### TASK OBJECTIVE
Each line of the material must be returned exactly.

====

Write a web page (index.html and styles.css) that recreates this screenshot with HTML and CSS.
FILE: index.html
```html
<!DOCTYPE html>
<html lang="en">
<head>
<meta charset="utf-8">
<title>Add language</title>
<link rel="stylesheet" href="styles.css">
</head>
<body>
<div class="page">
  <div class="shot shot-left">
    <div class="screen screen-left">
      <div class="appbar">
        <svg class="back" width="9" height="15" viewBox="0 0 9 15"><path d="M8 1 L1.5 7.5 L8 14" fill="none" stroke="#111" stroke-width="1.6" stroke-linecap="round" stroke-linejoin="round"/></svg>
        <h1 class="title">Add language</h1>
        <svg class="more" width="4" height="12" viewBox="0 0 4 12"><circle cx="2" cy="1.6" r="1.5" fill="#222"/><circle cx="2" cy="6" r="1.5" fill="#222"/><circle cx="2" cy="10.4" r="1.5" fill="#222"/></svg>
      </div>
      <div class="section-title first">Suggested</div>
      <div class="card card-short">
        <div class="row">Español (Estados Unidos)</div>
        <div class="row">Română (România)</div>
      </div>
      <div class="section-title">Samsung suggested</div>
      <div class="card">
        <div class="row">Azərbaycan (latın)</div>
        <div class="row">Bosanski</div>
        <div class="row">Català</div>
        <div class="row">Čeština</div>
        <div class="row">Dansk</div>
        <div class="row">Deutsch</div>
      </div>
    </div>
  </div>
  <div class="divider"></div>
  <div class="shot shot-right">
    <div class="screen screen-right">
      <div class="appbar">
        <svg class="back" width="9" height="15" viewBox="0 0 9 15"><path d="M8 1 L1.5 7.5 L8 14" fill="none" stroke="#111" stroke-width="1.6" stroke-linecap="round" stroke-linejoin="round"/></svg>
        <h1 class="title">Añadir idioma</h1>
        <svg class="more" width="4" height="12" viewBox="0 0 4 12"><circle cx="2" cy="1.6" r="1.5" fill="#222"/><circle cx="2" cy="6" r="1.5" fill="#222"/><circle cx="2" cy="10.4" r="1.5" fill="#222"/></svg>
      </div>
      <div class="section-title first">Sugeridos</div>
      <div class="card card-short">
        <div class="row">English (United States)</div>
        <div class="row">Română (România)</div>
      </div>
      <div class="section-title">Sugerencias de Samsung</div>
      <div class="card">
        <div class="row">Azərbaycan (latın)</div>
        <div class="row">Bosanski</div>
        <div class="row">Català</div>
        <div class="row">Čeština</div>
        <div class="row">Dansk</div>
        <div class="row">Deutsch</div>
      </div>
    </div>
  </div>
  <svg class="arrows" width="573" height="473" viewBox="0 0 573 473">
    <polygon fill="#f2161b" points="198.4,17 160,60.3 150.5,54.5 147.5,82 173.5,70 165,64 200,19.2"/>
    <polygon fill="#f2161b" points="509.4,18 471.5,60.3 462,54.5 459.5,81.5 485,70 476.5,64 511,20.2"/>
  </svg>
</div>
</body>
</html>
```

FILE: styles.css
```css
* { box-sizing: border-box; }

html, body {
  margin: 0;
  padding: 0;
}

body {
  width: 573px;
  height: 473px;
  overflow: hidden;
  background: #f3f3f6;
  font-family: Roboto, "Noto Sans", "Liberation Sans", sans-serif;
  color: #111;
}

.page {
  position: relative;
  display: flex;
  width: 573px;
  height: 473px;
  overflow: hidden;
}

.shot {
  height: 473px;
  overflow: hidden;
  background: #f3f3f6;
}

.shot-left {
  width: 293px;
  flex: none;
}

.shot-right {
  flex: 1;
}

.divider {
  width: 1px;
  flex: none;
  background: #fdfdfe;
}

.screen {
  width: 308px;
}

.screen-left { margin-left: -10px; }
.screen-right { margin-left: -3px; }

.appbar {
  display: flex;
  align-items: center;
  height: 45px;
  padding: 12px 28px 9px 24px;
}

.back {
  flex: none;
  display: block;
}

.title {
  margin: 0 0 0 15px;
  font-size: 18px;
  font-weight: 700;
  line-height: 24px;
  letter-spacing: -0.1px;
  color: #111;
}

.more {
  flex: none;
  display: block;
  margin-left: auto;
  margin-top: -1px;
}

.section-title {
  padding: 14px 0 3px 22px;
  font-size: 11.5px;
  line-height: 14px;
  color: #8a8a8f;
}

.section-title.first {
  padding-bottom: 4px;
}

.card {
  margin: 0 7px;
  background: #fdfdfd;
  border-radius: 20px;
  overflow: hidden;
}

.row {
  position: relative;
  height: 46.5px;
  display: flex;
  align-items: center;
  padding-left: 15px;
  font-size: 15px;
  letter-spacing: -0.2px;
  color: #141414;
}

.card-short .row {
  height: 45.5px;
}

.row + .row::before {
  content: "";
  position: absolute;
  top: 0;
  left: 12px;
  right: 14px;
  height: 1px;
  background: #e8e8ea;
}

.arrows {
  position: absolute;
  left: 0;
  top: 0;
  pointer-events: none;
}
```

====

### OUTPUT OF THE TASK
Write a web page (index.html and styles.css) that recreates this screenshot with HTML and CSS.
FILE: index.html
```html
<!DOCTYPE html>
<html lang="en">
<head>
<meta charset="utf-8">
<title>Add language</title>
<link rel="stylesheet" href="styles.css">
</head>
<body>
<div class="page">
  <div class="shot shot-left">
    <div class="screen screen-left">
      <div class="appbar">
        <svg class="back" width="9" height="15" viewBox="0 0 9 15"><path d="M8 1 L1.5 7.5 L8 14" fill="none" stroke="#111" stroke-width="1.6" stroke-linecap="round" stroke-linejoin="round"/></svg>
        <h1 class="title">Add language</h1>
        <svg class="more" width="4" height="12" viewBox="0 0 4 12"><circle cx="2" cy="1.6" r="1.5" fill="#222"/><circle cx="2" cy="6" r="1.5" fill="#222"/><circle cx="2" cy="10.4" r="1.5" fill="#222"/></svg>
      </div>
      <div class="section-title first">Suggested</div>
      <div class="card card-short">
        <div class="row">Español (Estados Unidos)</div>
        <div class="row">Română (România)</div>
      </div>
      <div class="section-title">Samsung suggested</div>
      <div class="card">
        <div class="row">Azərbaycan (latın)</div>
        <div class="row">Bosanski</div>
        <div class="row">Català</div>
        <div class="row">Čeština</div>
        <div class="row">Dansk</div>
        <div class="row">Deutsch</div>
      </div>
    </div>
  </div>
  <div class="divider"></div>
  <div class="shot shot-right">
    <div class="screen screen-right">
      <div class="appbar">
        <svg class="back" width="9" height="15" viewBox="0 0 9 15"><path d="M8 1 L1.5 7.5 L8 14" fill="none" stroke="#111" stroke-width="1.6" stroke-linecap="round" stroke-linejoin="round"/></svg>
        <h1 class="title">Añadir idioma</h1>
        <svg class="more" width="4" height="12" viewBox="0 0 4 12"><circle cx="2" cy="1.6" r="1.5" fill="#222"/><circle cx="2" cy="6" r="1.5" fill="#222"/><circle cx="2" cy="10.4" r="1.5" fill="#222"/></svg>
      </div>
      <div class="section-title first">Sugeridos</div>
      <div class="card card-short">
        <div class="row">English (United States)</div>
        <div class="row">Română (România)</div>
      </div>
      <div class="section-title">Sugerencias de Samsung</div>
      <div class="card">
        <div class="row">Azərbaycan (latın)</div>
        <div class="row">Bosanski</div>
        <div class="row">Català</div>
        <div class="row">Čeština</div>
        <div class="row">Dansk</div>
        <div class="row">Deutsch</div>
      </div>
    </div>
  </div>
  <svg class="arrows" width="573" height="473" viewBox="0 0 573 473">
    <polygon fill="#f2161b" points="198.4,17 160,60.3 150.5,54.5 147.5,82 173.5,70 165,64 200,19.2"/>
    <polygon fill="#f2161b" points="509.4,18 471.5,60.3 462,54.5 459.5,81.5 485,70 476.5,64 511,20.2"/>
  </svg>
</div>
</body>
</html>
```

FILE: styles.css
```css
* { box-sizing: border-box; }

html, body {
  margin: 0;
  padding: 0;
}

body {
  width: 573px;
  height: 473px;
  overflow: hidden;
  background: #f3f3f6;
  font-family: Roboto, "Noto Sans", "Liberation Sans", sans-serif;
  color: #111;
}

.page {
  position: relative;
  display: flex;
  width: 573px;
  height: 473px;
  overflow: hidden;
}

.shot {
  height: 473px;
  overflow: hidden;
  background: #f3f3f6;
}

.shot-left {
  width: 293px;
  flex: none;
}

.shot-right {
  flex: 1;
}

.divider {
  width: 1px;
  flex: none;
  background: #fdfdfe;
}

.screen {
  width: 308px;
}

.screen-left { margin-left: -10px; }
.screen-right { margin-left: -3px; }

.appbar {
  display: flex;
  align-items: center;
  height: 45px;
  padding: 12px 28px 9px 24px;
}

.back {
  flex: none;
  display: block;
}

.title {
  margin: 0 0 0 15px;
  font-size: 18px;
  font-weight: 700;
  line-height: 24px;
  letter-spacing: -0.1px;
  color: #111;
}

.more {
  flex: none;
  display: block;
  margin-left: auto;
  margin-top: -1px;
}

.section-title {
  padding: 14px 0 3px 22px;
  font-size: 11.5px;
  line-height: 14px;
  color: #8a8a8f;
}

.section-title.first {
  padding-bottom: 4px;
}

.card {
  margin: 0 7px;
  background: #fdfdfd;
  border-radius: 20px;
  overflow: hidden;
}

.row {
  position: relative;
  height: 46.5px;
  display: flex;
  align-items: center;
  padding-left: 15px;
  font-size: 15px;
  letter-spacing: -0.2px;
  color: #141414;
}

.card-short .row {
  height: 45.5px;
}

.row + .row::before {
  content: "";
  position: absolute;
  top: 0;
  left: 12px;
  right: 14px;
  height: 1px;
  background: #e8e8ea;
}

.arrows {
  position: absolute;
  left: 0;
  top: 0;
  pointer-events: none;
}
```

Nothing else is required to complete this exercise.